Would you repeat the listing exactly but omit every picture?

##### DATASET EXCERPT #####

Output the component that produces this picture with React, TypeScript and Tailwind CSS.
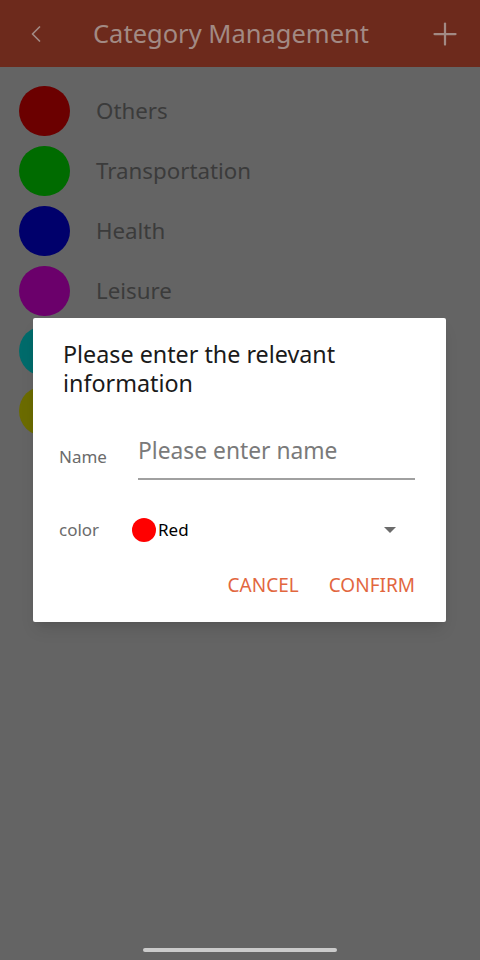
import { ChevronLeft, Plus } from "lucide-react";

// the last two rows sit behind the dialog, only their colour dots show
const categories = [
  { name: "Others", color: "bg-[#6b0000]" },
  { name: "Transportation", color: "bg-[#006b00]" },
  { name: "Health", color: "bg-[#00006b]" },
  { name: "Leisure", color: "bg-[#6b006b]" },
  { name: "", color: "bg-[#006b6b]" },
  { name: "", color: "bg-[#6b6b00]" },
];

const App = () => {
  return (
    <div
      className="relative w-[480px] h-[960px] bg-[#646464] overflow-hidden"
      style={{ fontFamily: "'Noto Sans', 'Open Sans', sans-serif" }}
    >
      <header className="h-[67px] bg-[#6d2a1c] flex items-center px-[22px]">
        <ChevronLeft className="w-[28px] h-[28px] text-[#a28a84]" strokeWidth={1.5} />
        <h1 className="ml-[43px] text-[25.5px] text-[#a28a84] flex-1">Category Management</h1>
        <Plus className="w-[36px] h-[36px] text-[#a28a84] -mr-[5px]" strokeWidth={1.5} />
      </header>

      <ul className="pt-[14px]">
        {categories.map((c, index) => (
          <li key={index} className="h-[60px] flex items-center pl-[19px]">
            <div className={`${c.color} w-[51px] h-[50px] rounded-full`} />
            {c.name && (
              <span className="ml-[26px] text-[22.3px] text-[#3b3b3b]">{c.name}</span>
            )}
          </li>
        ))}
      </ul>

      <div className="absolute left-[33px] top-[318px] w-[413px] h-[304px] bg-white rounded-[2px] shadow-lg">
        <div className="pl-[30px] pr-[24px] pt-[22px]">
          <h2 className="text-[23.3px] leading-[29px] text-[#1a1a1a]">
            Please enter the relevant
            <br />
            information
          </h2>

          <div className="mt-[36px] flex items-end">
            <span className="w-[79px] -ml-[4px] pb-[11px] text-[17px] text-[#6b6b6b]">Name</span>
            <div className="flex-1 mr-[7px] border-b-[2px] border-[#a0a0a0] pb-[10px]">
              <span className="text-[22.8px] text-[#7a7a7a]">Please enter name</span>
            </div>
          </div>

          <div className="mt-[37px] flex items-center">
            <span className="w-[73px] -ml-[4px] text-[17px] text-[#6b6b6b]">color</span>
            <div className="w-[24px] h-[24px] rounded-full bg-[#ff0000]" />
            <span className="ml-[2px] text-[17px] text-black">Red</span>
            <div className="flex-1" />
            <svg width="14" height="8" viewBox="0 0 14 8" className="mr-[25px]">
              <path d="M1 1 L13 1 L7 7 Z" fill="#6b6b6b" />
            </svg>
          </div>

          <div className="mt-[28px] flex justify-end items-center gap-[30px] pr-[7px]">
            <span className="text-[19px] text-[#e2673f]">CANCEL</span>
            <span className="text-[19px] text-[#e2673f]">CONFIRM</span>
          </div>
        </div>
      </div>

      <div className="absolute left-[143px] top-[948px] w-[194px] h-[4px] rounded-full bg-[#cbcbcb]" />
    </div>
  );
};

export default App;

#####

RESPONSE TO THE TASK:
Output the component that produces this picture with React, TypeScript and Tailwind CSS.
import { ChevronLeft, Plus } from "lucide-react";

// the last two rows sit behind the dialog, only their colour dots show
const categories = [
  { name: "Others", color: "bg-[#6b0000]" },
  { name: "Transportation", color: "bg-[#006b00]" },
  { name: "Health", color: "bg-[#00006b]" },
  { name: "Leisure", color: "bg-[#6b006b]" },
  { name: "", color: "bg-[#006b6b]" },
  { name: "", color: "bg-[#6b6b00]" },
];

const App = () => {
  return (
    <div
      className="relative w-[480px] h-[960px] bg-[#646464] overflow-hidden"
      style={{ fontFamily: "'Noto Sans', 'Open Sans', sans-serif" }}
    >
      <header className="h-[67px] bg-[#6d2a1c] flex items-center px-[22px]">
        <ChevronLeft className="w-[28px] h-[28px] text-[#a28a84]" strokeWidth={1.5} />
        <h1 className="ml-[43px] text-[25.5px] text-[#a28a84] flex-1">Category Management</h1>
        <Plus className="w-[36px] h-[36px] text-[#a28a84] -mr-[5px]" strokeWidth={1.5} />
      </header>

      <ul className="pt-[14px]">
        {categories.map((c, index) => (
          <li key={index} className="h-[60px] flex items-center pl-[19px]">
            <div className={`${c.color} w-[51px] h-[50px] rounded-full`} />
            {c.name && (
              <span className="ml-[26px] text-[22.3px] text-[#3b3b3b]">{c.name}</span>
            )}
          </li>
        ))}
      </ul>

      <div className="absolute left-[33px] top-[318px] w-[413px] h-[304px] bg-white rounded-[2px] shadow-lg">
        <div className="pl-[30px] pr-[24px] pt-[22px]">
          <h2 className="text-[23.3px] leading-[29px] text-[#1a1a1a]">
            Please enter the relevant
            <br />
            information
          </h2>

          <div className="mt-[36px] flex items-end">
            <span className="w-[79px] -ml-[4px] pb-[11px] text-[17px] text-[#6b6b6b]">Name</span>
            <div className="flex-1 mr-[7px] border-b-[2px] border-[#a0a0a0] pb-[10px]">
              <span className="text-[22.8px] text-[#7a7a7a]">Please enter name</span>
            </div>
          </div>

          <div className="mt-[37px] flex items-center">
            <span className="w-[73px] -ml-[4px] text-[17px] text-[#6b6b6b]">color</span>
            <div className="w-[24px] h-[24px] rounded-full bg-[#ff0000]" />
            <span className="ml-[2px] text-[17px] text-black">Red</span>
            <div className="flex-1" />
            <svg width="14" height="8" viewBox="0 0 14 8" className="mr-[25px]">
              <path d="M1 1 L13 1 L7 7 Z" fill="#6b6b6b" />
            </svg>
          </div>

          <div className="mt-[28px] flex justify-end items-center gap-[30px] pr-[7px]">
            <span className="text-[19px] text-[#e2673f]">CANCEL</span>
            <span className="text-[19px] text-[#e2673f]">CONFIRM</span>
          </div>
        </div>
      </div>

      <div className="absolute left-[143px] top-[948px] w-[194px] h-[4px] rounded-full bg-[#cbcbcb]" />
    </div>
  );
};

export default App;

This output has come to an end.